■ OBJECTIVE ■
Write out every entry, unchanged. Skip any picture.

━━━━━ ENTRIES SUPPLIED

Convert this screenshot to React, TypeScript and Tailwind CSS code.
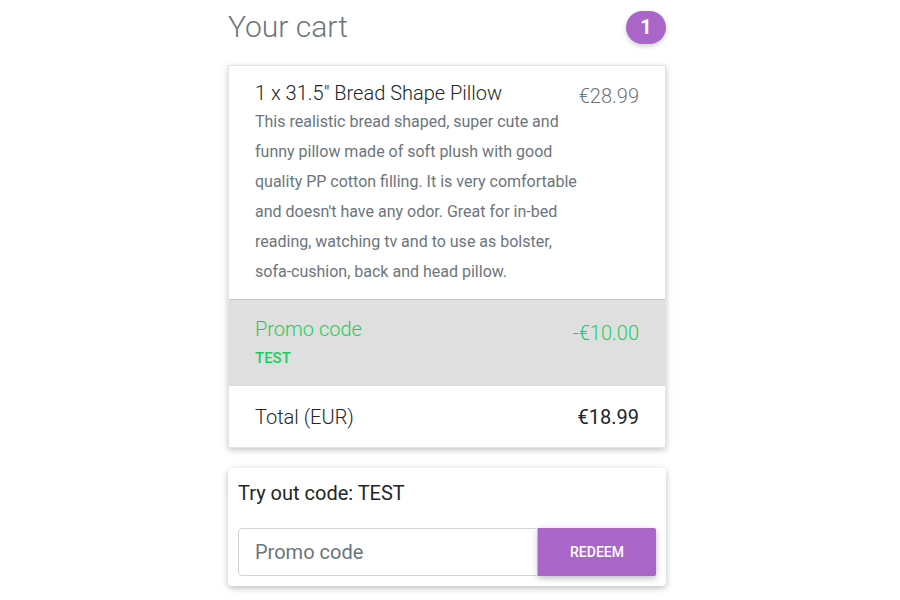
import React from "react";

export default function App() {
  return (
    <div className="min-h-[600px] w-[900px] bg-white" style={{ fontFamily: "Roboto, 'Liberation Sans', sans-serif" }}>
      <div className="ml-[228px] w-[438px] pt-[8px]">
        <div className="flex items-center justify-between h-[38px]">
          <h4 className="text-[30px] font-light text-[#6c757d] leading-[38px]">Your cart</h4>
          <span className="flex h-[33px] w-[40px] items-center justify-center rounded-full bg-[#a966c8] text-[20px] font-bold text-white shadow-[0_2px_5px_rgba(0,0,0,0.2)]">1</span>
        </div>
        <div className="mt-[19px] border border-[#e4e4e4] bg-white shadow-[0_2px_5px_rgba(0,0,0,0.16),0_2px_10px_rgba(0,0,0,0.08)]">
          <div className="flex justify-between pl-[26px] pr-[26px] pt-[15px] pb-[12px]">
            <div className="w-[330px]">
              <div className="text-[20px] font-light leading-[24px] text-[#212529]">1 x 31.5" Bread Shape Pillow</div>
              <div className="mt-[2px] text-[16px] leading-[30px] text-[#6c757d]">
                This realistic bread shaped, super cute and funny pillow made of soft plush with good quality PP cotton filling. It is very comfortable and doesn't have any odor. Great for in-bed reading, watching tv and to use as bolster, sofa-cushion, back and head pillow.
              </div>
            </div>
            <span className="text-[20px] font-light leading-[24px] text-[#6c757d] pt-[3px]">€28.99</span>
          </div>
          <div className="flex justify-between border-t border-[#c8c8c8] bg-[#dfdfdf] pl-[26px] pr-[26px] pt-[17px] pb-[11px]">
            <div>
              <div className="text-[20px] font-light leading-[24px] text-[#19cf5a]">Promo code</div>
              <div className="text-[15px] font-medium leading-[34px] text-[#19cf5a]">TEST</div>
            </div>
            <span className="text-[20px] font-light leading-[24px] text-[#19cf5a] pt-[4px]">-€10.00</span>
          </div>
          <div className="flex justify-between items-center h-[61px] pl-[26px] pr-[26px]">
            <span className="text-[20px] font-light text-[#212529]">Total (EUR)</span>
            <span className="text-[20px] font-normal text-[#212529]">€18.99</span>
          </div>
        </div>
        <div className="mt-[20px] rounded-[4px] bg-white p-[10px] pt-[12px] shadow-[0_2px_5px_rgba(0,0,0,0.16),0_2px_10px_rgba(0,0,0,0.12)]">
          <div className="text-[20px] leading-[26px] text-[#212529]">Try out code: TEST</div>
          <div className="mt-[22px] flex">
            <input
              className="h-[48px] w-[300px] rounded-l-[4px] border border-[#ced4da] pl-[16px] text-[20px] text-[#495057] placeholder:text-[#6c757d] outline-none"
              placeholder="Promo code"
            />
            <button className="h-[48px] flex-1 rounded-r-[2px] bg-[#a966c8] text-[14px] font-medium text-white shadow-[0_2px_5px_rgba(0,0,0,0.16),0_2px_10px_rgba(0,0,0,0.12)]">
              REDEEM
            </button>
          </div>
        </div>
      </div>
    </div>
  );
}
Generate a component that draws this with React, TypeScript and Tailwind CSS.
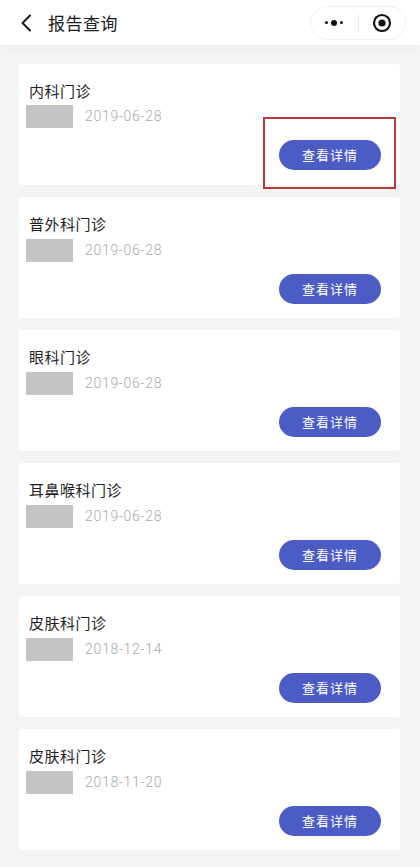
import React from "react";

type Report = {
  dept: string;
  date: string;
};

const reports: Report[] = [
  { dept: "内科门诊", date: "2019-06-28" },
  { dept: "普外科门诊", date: "2019-06-28" },
  { dept: "眼科门诊", date: "2019-06-28" },
  { dept: "耳鼻喉科门诊", date: "2019-06-28" },
  { dept: "皮肤科门诊", date: "2018-12-14" },
  { dept: "皮肤科门诊", date: "2018-11-20" },
];

const cjk = { fontFamily: '"Noto Sans CJK SC", "Noto Sans", sans-serif' };

function ReportCard({ report, marked }: { report: Report; marked?: boolean }) {
  return (
    <div className="h-[121px] bg-white rounded-[3px] pl-[10px] pr-[19px] pt-[16px] flex flex-col">
      <div className="text-[15px] leading-[22px] text-[#1f1f1f] tracking-[0.5px]" style={cjk}>
        {report.dept}
      </div>
      <div className="flex items-center mt-[3px] h-[24px]">
        <div className="w-[47px] h-[23px] bg-[#c4c4c4] -ml-[3px]" />
        <span
          className="ml-[12px] text-[14px] text-[#a9a9a9] tracking-[0.7px] font-light"
          style={{ fontFamily: 'Roboto, "Open Sans", "Liberation Sans", sans-serif' }}
        >
          {report.date}
        </span>
      </div>
      <div className="flex justify-end mt-[12px]">
        <div className={marked ? "border-2 border-[#b8393a] -mr-[15px] -mt-[23px] pt-[21px] pb-[17px] pl-[14px] pr-[13px]" : ""}>
          <button
            className="w-[102px] h-[30px] rounded-full bg-[#4b5cc5] text-white text-[13px] tracking-[1px]"
            style={cjk}
          >
            查看详情
          </button>
        </div>
      </div>
    </div>
  );
}

export default function App() {
  return (
    <div className="w-[420px] min-h-[867px] bg-[#f3f5f5] flex flex-col" style={cjk}>
      <div className="h-[45px] bg-white flex items-center pl-[20px] pr-[14px] shadow-[0_4px_12px_rgba(0,0,0,0.03)]">
        <svg width="12" height="18" viewBox="0 0 12 18" fill="none">
          <path d="M10 1.5 L2.5 9 L10 16.5" stroke="#1a1a1a" strokeWidth="2" strokeLinecap="round" strokeLinejoin="round" />
        </svg>
        <span className="ml-[16px] text-[17px] text-[#1a1a1a] tracking-[0.5px]">报告查询</span>
        <div className="ml-auto w-[96px] h-[34px] rounded-full border border-[#f0f0f0] bg-white flex items-center">
          <div className="flex-1 flex justify-center items-center gap-[3px]">
            <span className="w-[3px] h-[3px] rounded-full bg-[#111]" />
            <span className="w-[6px] h-[6px] rounded-full bg-[#111]" />
            <span className="w-[3px] h-[3px] rounded-full bg-[#111]" />
          </div>
          <div className="w-px h-[18px] bg-[#ececec]" />
          <div className="flex-1 flex justify-center items-center">
            <svg width="20" height="20" viewBox="0 0 20 20">
              <circle cx="10" cy="10" r="8" fill="none" stroke="#111" strokeWidth="2.2" />
              <circle cx="10" cy="10" r="3.6" fill="#111" />
            </svg>
          </div>
        </div>
      </div>
      <div className="flex flex-col gap-[12px] pl-[19px] pr-[20px] pt-[19px] pb-[16px]">
        {reports.map((r, i) => (
          <ReportCard key={i} report={r} marked={i === 0} />
        ))}
      </div>
    </div>
  );
}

━━━━━━━━━━

■ ANSWER TO THIS PROBLEM ■
Convert this screenshot to React, TypeScript and Tailwind CSS code.
import React from "react";

export default function App() {
  return (
    <div className="min-h-[600px] w-[900px] bg-white" style={{ fontFamily: "Roboto, 'Liberation Sans', sans-serif" }}>
      <div className="ml-[228px] w-[438px] pt-[8px]">
        <div className="flex items-center justify-between h-[38px]">
          <h4 className="text-[30px] font-light text-[#6c757d] leading-[38px]">Your cart</h4>
          <span className="flex h-[33px] w-[40px] items-center justify-center rounded-full bg-[#a966c8] text-[20px] font-bold text-white shadow-[0_2px_5px_rgba(0,0,0,0.2)]">1</span>
        </div>
        <div className="mt-[19px] border border-[#e4e4e4] bg-white shadow-[0_2px_5px_rgba(0,0,0,0.16),0_2px_10px_rgba(0,0,0,0.08)]">
          <div className="flex justify-between pl-[26px] pr-[26px] pt-[15px] pb-[12px]">
            <div className="w-[330px]">
              <div className="text-[20px] font-light leading-[24px] text-[#212529]">1 x 31.5" Bread Shape Pillow</div>
              <div className="mt-[2px] text-[16px] leading-[30px] text-[#6c757d]">
                This realistic bread shaped, super cute and funny pillow made of soft plush with good quality PP cotton filling. It is very comfortable and doesn't have any odor. Great for in-bed reading, watching tv and to use as bolster, sofa-cushion, back and head pillow.
              </div>
            </div>
            <span className="text-[20px] font-light leading-[24px] text-[#6c757d] pt-[3px]">€28.99</span>
          </div>
          <div className="flex justify-between border-t border-[#c8c8c8] bg-[#dfdfdf] pl-[26px] pr-[26px] pt-[17px] pb-[11px]">
            <div>
              <div className="text-[20px] font-light leading-[24px] text-[#19cf5a]">Promo code</div>
              <div className="text-[15px] font-medium leading-[34px] text-[#19cf5a]">TEST</div>
            </div>
            <span className="text-[20px] font-light leading-[24px] text-[#19cf5a] pt-[4px]">-€10.00</span>
          </div>
          <div className="flex justify-between items-center h-[61px] pl-[26px] pr-[26px]">
            <span className="text-[20px] font-light text-[#212529]">Total (EUR)</span>
            <span className="text-[20px] font-normal text-[#212529]">€18.99</span>
          </div>
        </div>
        <div className="mt-[20px] rounded-[4px] bg-white p-[10px] pt-[12px] shadow-[0_2px_5px_rgba(0,0,0,0.16),0_2px_10px_rgba(0,0,0,0.12)]">
          <div className="text-[20px] leading-[26px] text-[#212529]">Try out code: TEST</div>
          <div className="mt-[22px] flex">
            <input
              className="h-[48px] w-[300px] rounded-l-[4px] border border-[#ced4da] pl-[16px] text-[20px] text-[#495057] placeholder:text-[#6c757d] outline-none"
              placeholder="Promo code"
            />
            <button className="h-[48px] flex-1 rounded-r-[2px] bg-[#a966c8] text-[14px] font-medium text-white shadow-[0_2px_5px_rgba(0,0,0,0.16),0_2px_10px_rgba(0,0,0,0.12)]">
              REDEEM
            </button>
          </div>
        </div>
      </div>
    </div>
  );
}
Generate a component that draws this with React, TypeScript and Tailwind CSS.
import React from "react";

type Report = {
  dept: string;
  date: string;
};

const reports: Report[] = [
  { dept: "内科门诊", date: "2019-06-28" },
  { dept: "普外科门诊", date: "2019-06-28" },
  { dept: "眼科门诊", date: "2019-06-28" },
  { dept: "耳鼻喉科门诊", date: "2019-06-28" },
  { dept: "皮肤科门诊", date: "2018-12-14" },
  { dept: "皮肤科门诊", date: "2018-11-20" },
];

const cjk = { fontFamily: '"Noto Sans CJK SC", "Noto Sans", sans-serif' };

function ReportCard({ report, marked }: { report: Report; marked?: boolean }) {
  return (
    <div className="h-[121px] bg-white rounded-[3px] pl-[10px] pr-[19px] pt-[16px] flex flex-col">
      <div className="text-[15px] leading-[22px] text-[#1f1f1f] tracking-[0.5px]" style={cjk}>
        {report.dept}
      </div>
      <div className="flex items-center mt-[3px] h-[24px]">
        <div className="w-[47px] h-[23px] bg-[#c4c4c4] -ml-[3px]" />
        <span
          className="ml-[12px] text-[14px] text-[#a9a9a9] tracking-[0.7px] font-light"
          style={{ fontFamily: 'Roboto, "Open Sans", "Liberation Sans", sans-serif' }}
        >
          {report.date}
        </span>
      </div>
      <div className="flex justify-end mt-[12px]">
        <div className={marked ? "border-2 border-[#b8393a] -mr-[15px] -mt-[23px] pt-[21px] pb-[17px] pl-[14px] pr-[13px]" : ""}>
          <button
            className="w-[102px] h-[30px] rounded-full bg-[#4b5cc5] text-white text-[13px] tracking-[1px]"
            style={cjk}
          >
            查看详情
          </button>
        </div>
      </div>
    </div>
  );
}

export default function App() {
  return (
    <div className="w-[420px] min-h-[867px] bg-[#f3f5f5] flex flex-col" style={cjk}>
      <div className="h-[45px] bg-white flex items-center pl-[20px] pr-[14px] shadow-[0_4px_12px_rgba(0,0,0,0.03)]">
        <svg width="12" height="18" viewBox="0 0 12 18" fill="none">
          <path d="M10 1.5 L2.5 9 L10 16.5" stroke="#1a1a1a" strokeWidth="2" strokeLinecap="round" strokeLinejoin="round" />
        </svg>
        <span className="ml-[16px] text-[17px] text-[#1a1a1a] tracking-[0.5px]">报告查询</span>
        <div className="ml-auto w-[96px] h-[34px] rounded-full border border-[#f0f0f0] bg-white flex items-center">
          <div className="flex-1 flex justify-center items-center gap-[3px]">
            <span className="w-[3px] h-[3px] rounded-full bg-[#111]" />
            <span className="w-[6px] h-[6px] rounded-full bg-[#111]" />
            <span className="w-[3px] h-[3px] rounded-full bg-[#111]" />
          </div>
          <div className="w-px h-[18px] bg-[#ececec]" />
          <div className="flex-1 flex justify-center items-center">
            <svg width="20" height="20" viewBox="0 0 20 20">
              <circle cx="10" cy="10" r="8" fill="none" stroke="#111" strokeWidth="2.2" />
              <circle cx="10" cy="10" r="3.6" fill="#111" />
            </svg>
          </div>
        </div>
      </div>
      <div className="flex flex-col gap-[12px] pl-[19px] pr-[20px] pt-[19px] pb-[16px]">
        {reports.map((r, i) => (
          <ReportCard key={i} report={r} marked={i === 0} />
        ))}
      </div>
    </div>
  );
}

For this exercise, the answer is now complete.